**OBJECTIVE:**
Answer with a single number: the count of lines that include the string "this".

----- MATERIAL FOR THE TASK

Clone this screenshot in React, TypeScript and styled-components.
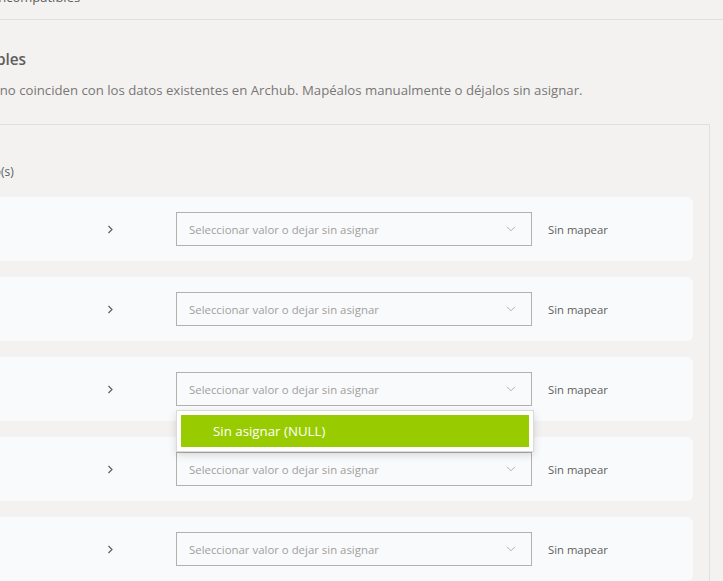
import React from "react";
import styled, { createGlobalStyle } from "styled-components";

const Global = createGlobalStyle`
  html, body { margin: 0; padding: 0; background: #f3f2f1; overflow: hidden; }
  body { font-family: "Open Sans", "Noto Sans", Arial, sans-serif; }
  #root { width: 723px; height: 581px; overflow: hidden; }
`;

const Page = styled.div`
  margin: -25px 0 0 -183px;
  width: 906px;
`;

const TabBar = styled.div`
  height: 44px;
  border-bottom: 1px solid #e1dfdd;
  display: flex;
  align-items: center;
  gap: 45px;
  padding-left: 24px;
`;

const Tab = styled.span`
  font-size: 13px;
  color: #605e5c;
`;

const Content = styled.div`
  padding: 29px 13px 0 24px;
`;

const Header = styled.header`
  padding-left: 21px;
`;

const Heading = styled.h2`
  margin: 0;
  font-size: 15.4px;
  line-height: 22px;
  font-weight: 600;
  color: #605e5c;
`;

const Description = styled.p`
  margin: 10px 0 25px;
  font-size: 13.2px;
  line-height: 18px;
  color: #797775;
`;

const Card = styled.section`
  border: 1px solid #e1dfdd;
  padding: 16px 16px 0 16px;
`;

const CardTitle = styled.div`
  font-size: 13px;
  line-height: 20px;
  font-weight: 600;
  color: #323130;
`;

const Count = styled.div`
  margin-top: 3px;
  font-size: 12px;
  line-height: 16px;
  color: #605e5c;
`;

const Rows = styled.div`
  margin-top: 17px;
  display: flex;
  flex-direction: column;
  gap: 16px;
`;

const Row = styled.div`
  height: 64px;
  box-sizing: border-box;
  padding: 0 16px;
  display: flex;
  align-items: center;
  background: #f9fafb;
  border-radius: 6px;
`;

const Label = styled.div`
  flex: 1;
  font-size: 13px;
  color: #323130;
`;

const Arrow = styled.div`
  flex: 0 0 24px;
  margin-right: 54px;
  display: flex;
  justify-content: center;
`;

const SelectBox = styled.div`
  position: relative;
  flex: 0 0 356px;
  height: 34px;
  box-sizing: border-box;
  border: 1px solid #b3b0ad;
  display: flex;
  align-items: center;
  justify-content: space-between;
  padding: 0 15px 0 12px;
`;

const Placeholder = styled.span`
  font-size: 11.4px;
  color: #a19f9d;
`;

const Status = styled.div`
  flex: 0 0 129px;
  margin-left: 16px;
  font-size: 11.3px;
  color: #605e5c;
`;

const Menu = styled.div`
  position: absolute;
  z-index: 10;
  top: 37px;
  left: -1px;
  width: 358px;
  box-sizing: border-box;
  padding: 4px;
  background: #ffffff;
  border: 1px solid #dcdad8;
  box-shadow: 0 3px 8px rgba(0, 0, 0, 0.14);
`;

const MenuItem = styled.div`
  height: 32px;
  display: flex;
  align-items: center;
  padding-left: 32px;
  background: #99cc00;
  color: #ffffff;
  font-size: 13.3px;
`;

const ChevronRight = () => (
  <svg width="7" height="9" viewBox="0 0 7 9">
    <path d="M1.5 1 L5 4.5 L1.5 8" fill="none" stroke="#605e5c" strokeWidth="1.2" />
  </svg>
);

const ChevronDown = () => (
  <svg width="10" height="6" viewBox="0 0 10 6">
    <path d="M1 0.8 L5 4.8 L9 0.8" fill="none" stroke="#b3b0ad" strokeWidth="1" />
  </svg>
);

const values = ["m2", "ml", "kg", "u", "gl", "m3"];

export default function App() {
  return (
    <>
      <Global />
      <Page>
        <TabBar>
          <Tab>Columnas</Tab>
          <Tab>Valores incompatibles</Tab>
        </TabBar>
        <Content>
          <Header>
            <Heading>Valores incompatibles</Heading>
            <Description>
              Los siguientes valores no coinciden con los datos existentes en Archub. Mapéalos manualmente o déjalos sin asignar.
            </Description>
          </Header>
          <Card>
            <CardTitle>Unidad</CardTitle>
            <Count>6 valor(es) no encontrado(s)</Count>
            <Rows>
              {values.map((v, i) => (
                <Row key={v}>
                  <Label>{v}</Label>
                  <Arrow>
                    <ChevronRight />
                  </Arrow>
                  <SelectBox>
                    <Placeholder>Seleccionar valor o dejar sin asignar</Placeholder>
                    <ChevronDown />
                    {i === 2 && (
                      <Menu>
                        <MenuItem>Sin asignar (NULL)</MenuItem>
                      </Menu>
                    )}
                  </SelectBox>
                  <Status>Sin mapear</Status>
                </Row>
              ))}
            </Rows>
          </Card>
        </Content>
      </Page>
    </>
  );
}
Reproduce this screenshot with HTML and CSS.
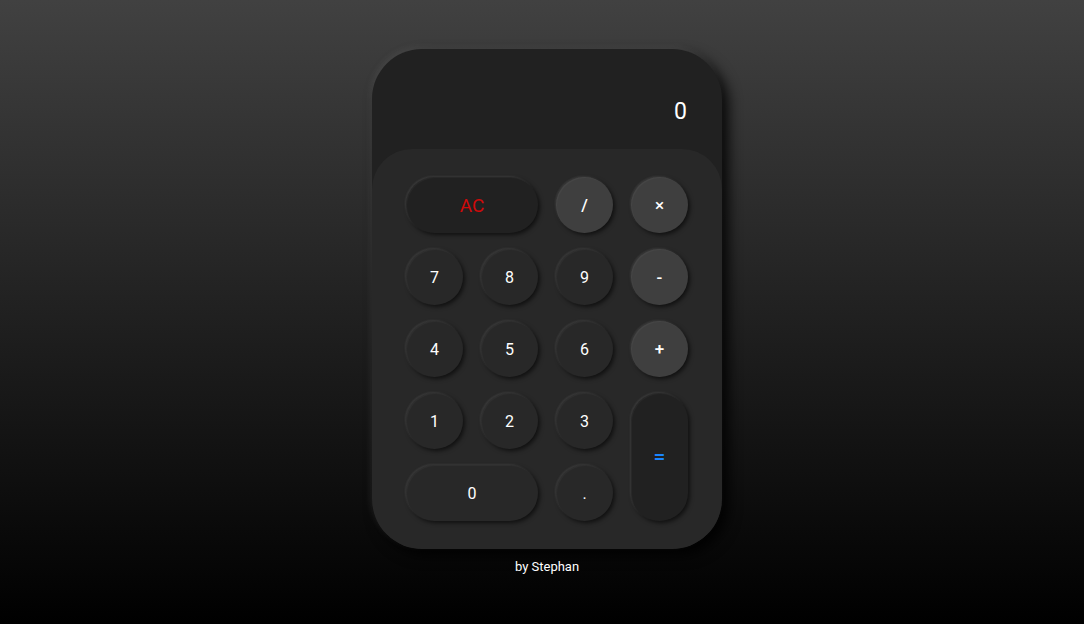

----------

**FINISHED TASK:**
2